Code that builds pages:
⟨
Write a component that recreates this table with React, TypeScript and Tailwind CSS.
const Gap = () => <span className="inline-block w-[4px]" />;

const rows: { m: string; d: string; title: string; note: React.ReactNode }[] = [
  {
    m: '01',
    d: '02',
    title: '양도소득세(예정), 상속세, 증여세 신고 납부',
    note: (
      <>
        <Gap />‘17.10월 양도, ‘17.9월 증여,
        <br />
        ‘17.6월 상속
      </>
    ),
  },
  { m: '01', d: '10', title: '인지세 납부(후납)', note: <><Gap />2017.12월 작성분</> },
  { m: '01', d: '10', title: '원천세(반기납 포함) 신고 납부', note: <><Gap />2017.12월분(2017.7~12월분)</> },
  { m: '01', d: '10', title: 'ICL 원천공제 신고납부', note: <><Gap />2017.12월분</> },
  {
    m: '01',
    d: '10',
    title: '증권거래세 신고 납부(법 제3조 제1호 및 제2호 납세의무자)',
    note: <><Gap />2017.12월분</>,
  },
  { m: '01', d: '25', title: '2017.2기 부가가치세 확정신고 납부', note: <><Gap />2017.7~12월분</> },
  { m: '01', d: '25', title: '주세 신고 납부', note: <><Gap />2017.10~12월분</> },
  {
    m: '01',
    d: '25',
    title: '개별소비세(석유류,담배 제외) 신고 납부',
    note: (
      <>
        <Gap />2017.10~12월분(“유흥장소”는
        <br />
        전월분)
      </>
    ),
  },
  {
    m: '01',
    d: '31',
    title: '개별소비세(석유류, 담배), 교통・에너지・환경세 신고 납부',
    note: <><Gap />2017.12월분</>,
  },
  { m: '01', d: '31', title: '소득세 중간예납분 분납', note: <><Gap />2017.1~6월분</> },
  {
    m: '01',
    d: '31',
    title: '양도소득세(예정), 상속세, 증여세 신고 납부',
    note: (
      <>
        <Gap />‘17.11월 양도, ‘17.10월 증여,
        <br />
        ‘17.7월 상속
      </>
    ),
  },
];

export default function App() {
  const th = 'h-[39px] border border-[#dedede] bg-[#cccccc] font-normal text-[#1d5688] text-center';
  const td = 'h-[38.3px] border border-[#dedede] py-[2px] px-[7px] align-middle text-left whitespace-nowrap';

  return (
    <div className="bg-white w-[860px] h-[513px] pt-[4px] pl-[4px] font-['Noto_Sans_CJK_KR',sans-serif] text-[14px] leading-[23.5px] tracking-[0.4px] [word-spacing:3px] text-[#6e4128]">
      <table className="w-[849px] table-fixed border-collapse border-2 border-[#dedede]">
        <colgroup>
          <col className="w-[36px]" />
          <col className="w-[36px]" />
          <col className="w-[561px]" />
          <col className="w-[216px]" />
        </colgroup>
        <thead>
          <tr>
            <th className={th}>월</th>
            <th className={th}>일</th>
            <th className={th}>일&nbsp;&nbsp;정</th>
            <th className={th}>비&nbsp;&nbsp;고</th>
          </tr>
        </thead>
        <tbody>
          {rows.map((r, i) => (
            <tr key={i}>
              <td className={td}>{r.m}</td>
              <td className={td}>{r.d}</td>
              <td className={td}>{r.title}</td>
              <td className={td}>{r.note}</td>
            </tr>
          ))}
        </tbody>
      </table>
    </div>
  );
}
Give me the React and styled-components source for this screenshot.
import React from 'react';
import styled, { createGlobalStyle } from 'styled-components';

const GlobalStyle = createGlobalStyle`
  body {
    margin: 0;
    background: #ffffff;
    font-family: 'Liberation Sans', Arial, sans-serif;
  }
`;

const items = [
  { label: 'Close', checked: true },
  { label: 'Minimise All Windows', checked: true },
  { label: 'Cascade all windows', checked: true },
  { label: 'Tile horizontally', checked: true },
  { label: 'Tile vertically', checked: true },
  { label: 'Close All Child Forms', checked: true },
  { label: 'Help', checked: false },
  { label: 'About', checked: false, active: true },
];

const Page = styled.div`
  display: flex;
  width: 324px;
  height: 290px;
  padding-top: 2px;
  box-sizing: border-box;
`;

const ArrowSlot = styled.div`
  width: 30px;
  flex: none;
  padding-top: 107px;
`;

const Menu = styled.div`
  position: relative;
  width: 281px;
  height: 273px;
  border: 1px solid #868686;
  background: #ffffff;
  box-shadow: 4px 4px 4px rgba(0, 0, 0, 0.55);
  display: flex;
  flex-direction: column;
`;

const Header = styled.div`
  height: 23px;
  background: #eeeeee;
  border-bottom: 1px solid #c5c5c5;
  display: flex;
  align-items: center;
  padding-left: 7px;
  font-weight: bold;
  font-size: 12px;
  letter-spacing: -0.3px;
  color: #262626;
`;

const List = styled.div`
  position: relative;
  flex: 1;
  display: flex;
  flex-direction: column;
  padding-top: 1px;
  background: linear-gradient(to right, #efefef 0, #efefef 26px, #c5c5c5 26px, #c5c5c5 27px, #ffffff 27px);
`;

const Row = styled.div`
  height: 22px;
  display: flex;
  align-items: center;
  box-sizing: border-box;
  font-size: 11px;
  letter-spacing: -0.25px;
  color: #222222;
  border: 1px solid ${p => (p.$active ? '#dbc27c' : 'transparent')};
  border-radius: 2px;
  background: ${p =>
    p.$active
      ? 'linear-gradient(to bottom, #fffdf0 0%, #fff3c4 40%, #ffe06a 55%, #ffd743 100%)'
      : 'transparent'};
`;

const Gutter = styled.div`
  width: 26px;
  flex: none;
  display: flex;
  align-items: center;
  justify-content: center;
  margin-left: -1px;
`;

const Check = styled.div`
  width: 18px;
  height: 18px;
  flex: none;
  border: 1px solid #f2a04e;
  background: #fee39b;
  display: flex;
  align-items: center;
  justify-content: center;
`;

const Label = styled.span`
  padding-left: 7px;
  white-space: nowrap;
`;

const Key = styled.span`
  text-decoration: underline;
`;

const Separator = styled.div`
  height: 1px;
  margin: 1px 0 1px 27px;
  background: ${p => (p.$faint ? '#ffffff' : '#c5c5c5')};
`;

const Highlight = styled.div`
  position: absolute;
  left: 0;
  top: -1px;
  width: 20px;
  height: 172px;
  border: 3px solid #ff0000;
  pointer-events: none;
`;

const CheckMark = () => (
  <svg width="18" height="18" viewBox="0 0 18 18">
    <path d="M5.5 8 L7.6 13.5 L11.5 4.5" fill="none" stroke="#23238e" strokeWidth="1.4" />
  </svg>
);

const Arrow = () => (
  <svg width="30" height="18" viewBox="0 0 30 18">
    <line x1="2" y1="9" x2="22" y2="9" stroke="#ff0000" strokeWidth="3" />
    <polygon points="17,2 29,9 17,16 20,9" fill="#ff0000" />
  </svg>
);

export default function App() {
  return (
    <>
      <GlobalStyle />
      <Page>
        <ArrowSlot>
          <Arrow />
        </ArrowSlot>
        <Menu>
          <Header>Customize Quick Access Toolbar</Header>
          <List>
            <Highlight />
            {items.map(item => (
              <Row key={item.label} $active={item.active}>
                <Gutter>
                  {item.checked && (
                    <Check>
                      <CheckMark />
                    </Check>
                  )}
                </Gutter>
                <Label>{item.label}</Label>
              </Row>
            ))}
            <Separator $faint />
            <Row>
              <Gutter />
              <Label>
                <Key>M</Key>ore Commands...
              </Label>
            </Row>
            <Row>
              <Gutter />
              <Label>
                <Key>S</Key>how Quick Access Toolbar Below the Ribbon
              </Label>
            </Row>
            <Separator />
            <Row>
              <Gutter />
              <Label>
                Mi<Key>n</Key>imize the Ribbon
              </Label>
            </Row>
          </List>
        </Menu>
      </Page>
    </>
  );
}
⟩
⟨
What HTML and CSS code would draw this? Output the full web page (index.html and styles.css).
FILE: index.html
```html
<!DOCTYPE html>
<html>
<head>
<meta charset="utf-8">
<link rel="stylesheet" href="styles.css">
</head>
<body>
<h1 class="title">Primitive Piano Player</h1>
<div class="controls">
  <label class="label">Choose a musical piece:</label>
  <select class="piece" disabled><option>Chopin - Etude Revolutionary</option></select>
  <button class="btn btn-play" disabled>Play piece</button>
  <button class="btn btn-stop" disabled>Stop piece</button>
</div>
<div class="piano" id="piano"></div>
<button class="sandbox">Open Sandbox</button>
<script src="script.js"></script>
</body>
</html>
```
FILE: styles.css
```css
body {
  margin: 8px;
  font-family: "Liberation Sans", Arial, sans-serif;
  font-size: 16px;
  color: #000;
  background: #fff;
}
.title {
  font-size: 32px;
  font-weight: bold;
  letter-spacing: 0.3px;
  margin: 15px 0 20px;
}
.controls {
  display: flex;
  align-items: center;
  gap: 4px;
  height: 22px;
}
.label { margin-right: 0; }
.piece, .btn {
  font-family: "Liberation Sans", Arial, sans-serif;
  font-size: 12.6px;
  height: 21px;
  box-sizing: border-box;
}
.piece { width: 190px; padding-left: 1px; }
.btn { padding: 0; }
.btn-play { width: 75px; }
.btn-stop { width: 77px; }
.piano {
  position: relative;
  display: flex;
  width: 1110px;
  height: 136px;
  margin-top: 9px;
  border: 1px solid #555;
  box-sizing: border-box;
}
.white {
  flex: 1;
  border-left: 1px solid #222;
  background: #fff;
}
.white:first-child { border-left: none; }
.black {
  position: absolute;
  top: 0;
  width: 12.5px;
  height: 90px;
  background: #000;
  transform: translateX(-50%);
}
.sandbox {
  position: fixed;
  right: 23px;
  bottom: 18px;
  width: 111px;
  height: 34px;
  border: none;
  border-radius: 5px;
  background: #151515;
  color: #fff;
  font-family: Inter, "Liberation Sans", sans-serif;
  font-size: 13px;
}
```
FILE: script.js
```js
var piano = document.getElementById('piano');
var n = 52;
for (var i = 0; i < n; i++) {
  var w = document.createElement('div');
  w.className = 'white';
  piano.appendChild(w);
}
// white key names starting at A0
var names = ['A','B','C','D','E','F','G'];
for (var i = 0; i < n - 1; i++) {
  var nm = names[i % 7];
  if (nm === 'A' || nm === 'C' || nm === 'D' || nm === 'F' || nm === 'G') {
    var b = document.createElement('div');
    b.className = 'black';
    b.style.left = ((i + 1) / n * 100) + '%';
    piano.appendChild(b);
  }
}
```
⟩
WHAT TO DO:
Look back at the entries above. Retype the line with "Write a component", the line with "const Gap = ()", and all lines in between.

ANSWER TO THE PROBLEM:
Write a component that recreates this table with React, TypeScript and Tailwind CSS.
const Gap = () => <span className="inline-block w-[4px]" />;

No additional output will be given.